PROBLEM REQUIREMENTS >> Make an exact copy of the data below, leaving out every picture.

PROVIDED MATERIAL >>
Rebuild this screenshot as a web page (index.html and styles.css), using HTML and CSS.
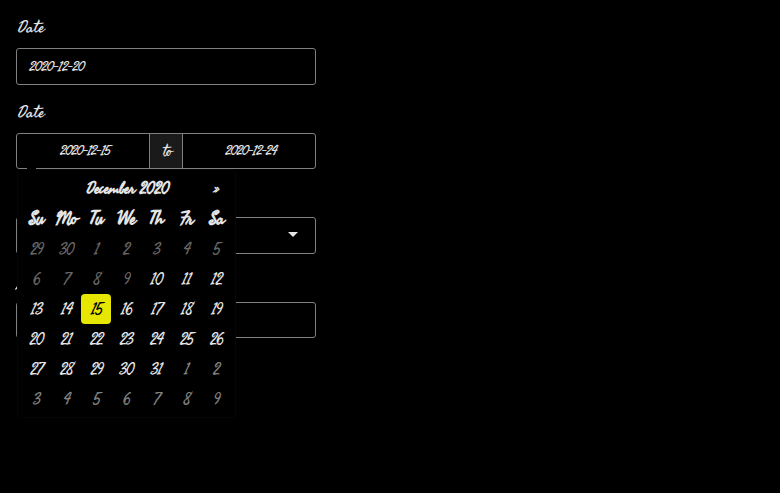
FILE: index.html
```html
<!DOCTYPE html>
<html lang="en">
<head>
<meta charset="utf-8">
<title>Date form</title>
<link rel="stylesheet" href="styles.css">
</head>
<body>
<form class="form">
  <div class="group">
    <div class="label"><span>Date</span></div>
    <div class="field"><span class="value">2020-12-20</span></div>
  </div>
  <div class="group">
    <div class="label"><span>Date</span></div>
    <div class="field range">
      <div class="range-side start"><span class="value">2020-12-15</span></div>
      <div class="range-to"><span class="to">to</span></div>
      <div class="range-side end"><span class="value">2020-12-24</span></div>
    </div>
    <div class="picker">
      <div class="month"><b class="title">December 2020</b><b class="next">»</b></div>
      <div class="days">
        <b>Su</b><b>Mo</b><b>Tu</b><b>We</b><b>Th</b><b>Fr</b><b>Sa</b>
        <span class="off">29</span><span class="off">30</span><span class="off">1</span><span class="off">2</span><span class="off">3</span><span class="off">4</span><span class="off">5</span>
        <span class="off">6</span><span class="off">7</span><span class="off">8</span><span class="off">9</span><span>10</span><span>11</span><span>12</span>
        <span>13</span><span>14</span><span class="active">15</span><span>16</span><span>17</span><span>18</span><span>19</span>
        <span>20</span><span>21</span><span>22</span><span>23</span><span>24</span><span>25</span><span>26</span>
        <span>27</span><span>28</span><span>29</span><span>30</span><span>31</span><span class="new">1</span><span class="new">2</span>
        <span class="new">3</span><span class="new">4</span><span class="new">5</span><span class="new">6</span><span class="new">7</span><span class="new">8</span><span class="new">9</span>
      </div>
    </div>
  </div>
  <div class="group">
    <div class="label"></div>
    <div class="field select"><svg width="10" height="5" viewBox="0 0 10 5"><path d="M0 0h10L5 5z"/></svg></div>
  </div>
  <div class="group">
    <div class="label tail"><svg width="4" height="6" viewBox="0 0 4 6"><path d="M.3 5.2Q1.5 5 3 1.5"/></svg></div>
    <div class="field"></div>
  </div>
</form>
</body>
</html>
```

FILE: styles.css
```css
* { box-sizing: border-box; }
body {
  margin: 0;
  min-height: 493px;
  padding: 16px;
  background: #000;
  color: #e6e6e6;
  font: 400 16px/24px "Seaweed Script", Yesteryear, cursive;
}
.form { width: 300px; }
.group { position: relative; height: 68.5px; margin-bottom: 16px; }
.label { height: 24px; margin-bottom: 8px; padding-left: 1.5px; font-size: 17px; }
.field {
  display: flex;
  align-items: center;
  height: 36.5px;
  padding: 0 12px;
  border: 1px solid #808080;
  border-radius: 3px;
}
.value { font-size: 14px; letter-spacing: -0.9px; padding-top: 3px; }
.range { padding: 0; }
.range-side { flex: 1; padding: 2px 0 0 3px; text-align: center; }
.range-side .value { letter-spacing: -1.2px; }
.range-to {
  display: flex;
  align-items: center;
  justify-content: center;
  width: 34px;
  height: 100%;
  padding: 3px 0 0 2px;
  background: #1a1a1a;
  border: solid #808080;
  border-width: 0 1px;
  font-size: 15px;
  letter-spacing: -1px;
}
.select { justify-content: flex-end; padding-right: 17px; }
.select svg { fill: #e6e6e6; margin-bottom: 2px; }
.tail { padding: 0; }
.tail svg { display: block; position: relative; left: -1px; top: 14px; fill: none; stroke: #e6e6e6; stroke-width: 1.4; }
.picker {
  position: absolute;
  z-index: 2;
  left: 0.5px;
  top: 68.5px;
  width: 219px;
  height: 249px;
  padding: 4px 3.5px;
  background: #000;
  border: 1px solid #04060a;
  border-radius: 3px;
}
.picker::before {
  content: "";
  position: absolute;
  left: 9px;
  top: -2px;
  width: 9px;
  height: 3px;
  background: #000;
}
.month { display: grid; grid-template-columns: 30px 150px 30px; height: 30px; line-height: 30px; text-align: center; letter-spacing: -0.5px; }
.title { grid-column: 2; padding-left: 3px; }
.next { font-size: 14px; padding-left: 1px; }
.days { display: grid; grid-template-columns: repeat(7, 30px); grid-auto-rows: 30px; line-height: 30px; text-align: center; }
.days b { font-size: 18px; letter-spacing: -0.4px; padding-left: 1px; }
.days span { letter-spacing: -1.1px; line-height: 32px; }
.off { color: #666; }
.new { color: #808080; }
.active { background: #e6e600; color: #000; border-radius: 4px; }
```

REPLY TO THE TASK >>
Rebuild this screenshot as a web page (index.html and styles.css), using HTML and CSS.
FILE: index.html
```html
<!DOCTYPE html>
<html lang="en">
<head>
<meta charset="utf-8">
<title>Date form</title>
<link rel="stylesheet" href="styles.css">
</head>
<body>
<form class="form">
  <div class="group">
    <div class="label"><span>Date</span></div>
    <div class="field"><span class="value">2020-12-20</span></div>
  </div>
  <div class="group">
    <div class="label"><span>Date</span></div>
    <div class="field range">
      <div class="range-side start"><span class="value">2020-12-15</span></div>
      <div class="range-to"><span class="to">to</span></div>
      <div class="range-side end"><span class="value">2020-12-24</span></div>
    </div>
    <div class="picker">
      <div class="month"><b class="title">December 2020</b><b class="next">»</b></div>
      <div class="days">
        <b>Su</b><b>Mo</b><b>Tu</b><b>We</b><b>Th</b><b>Fr</b><b>Sa</b>
        <span class="off">29</span><span class="off">30</span><span class="off">1</span><span class="off">2</span><span class="off">3</span><span class="off">4</span><span class="off">5</span>
        <span class="off">6</span><span class="off">7</span><span class="off">8</span><span class="off">9</span><span>10</span><span>11</span><span>12</span>
        <span>13</span><span>14</span><span class="active">15</span><span>16</span><span>17</span><span>18</span><span>19</span>
        <span>20</span><span>21</span><span>22</span><span>23</span><span>24</span><span>25</span><span>26</span>
        <span>27</span><span>28</span><span>29</span><span>30</span><span>31</span><span class="new">1</span><span class="new">2</span>
        <span class="new">3</span><span class="new">4</span><span class="new">5</span><span class="new">6</span><span class="new">7</span><span class="new">8</span><span class="new">9</span>
      </div>
    </div>
  </div>
  <div class="group">
    <div class="label"></div>
    <div class="field select"><svg width="10" height="5" viewBox="0 0 10 5"><path d="M0 0h10L5 5z"/></svg></div>
  </div>
  <div class="group">
    <div class="label tail"><svg width="4" height="6" viewBox="0 0 4 6"><path d="M.3 5.2Q1.5 5 3 1.5"/></svg></div>
    <div class="field"></div>
  </div>
</form>
</body>
</html>
```

FILE: styles.css
```css
* { box-sizing: border-box; }
body {
  margin: 0;
  min-height: 493px;
  padding: 16px;
  background: #000;
  color: #e6e6e6;
  font: 400 16px/24px "Seaweed Script", Yesteryear, cursive;
}
.form { width: 300px; }
.group { position: relative; height: 68.5px; margin-bottom: 16px; }
.label { height: 24px; margin-bottom: 8px; padding-left: 1.5px; font-size: 17px; }
.field {
  display: flex;
  align-items: center;
  height: 36.5px;
  padding: 0 12px;
  border: 1px solid #808080;
  border-radius: 3px;
}
.value { font-size: 14px; letter-spacing: -0.9px; padding-top: 3px; }
.range { padding: 0; }
.range-side { flex: 1; padding: 2px 0 0 3px; text-align: center; }
.range-side .value { letter-spacing: -1.2px; }
.range-to {
  display: flex;
  align-items: center;
  justify-content: center;
  width: 34px;
  height: 100%;
  padding: 3px 0 0 2px;
  background: #1a1a1a;
  border: solid #808080;
  border-width: 0 1px;
  font-size: 15px;
  letter-spacing: -1px;
}
.select { justify-content: flex-end; padding-right: 17px; }
.select svg { fill: #e6e6e6; margin-bottom: 2px; }
.tail { padding: 0; }
.tail svg { display: block; position: relative; left: -1px; top: 14px; fill: none; stroke: #e6e6e6; stroke-width: 1.4; }
.picker {
  position: absolute;
  z-index: 2;
  left: 0.5px;
  top: 68.5px;
  width: 219px;
  height: 249px;
  padding: 4px 3.5px;
  background: #000;
  border: 1px solid #04060a;
  border-radius: 3px;
}
.picker::before {
  content: "";
  position: absolute;
  left: 9px;
  top: -2px;
  width: 9px;
  height: 3px;
  background: #000;
}
.month { display: grid; grid-template-columns: 30px 150px 30px; height: 30px; line-height: 30px; text-align: center; letter-spacing: -0.5px; }
.title { grid-column: 2; padding-left: 3px; }
.next { font-size: 14px; padding-left: 1px; }
.days { display: grid; grid-template-columns: repeat(7, 30px); grid-auto-rows: 30px; line-height: 30px; text-align: center; }
.days b { font-size: 18px; letter-spacing: -0.4px; padding-left: 1px; }
.days span { letter-spacing: -1.1px; line-height: 32px; }
.off { color: #666; }
.new { color: #808080; }
.active { background: #e6e600; color: #000; border-radius: 4px; }
```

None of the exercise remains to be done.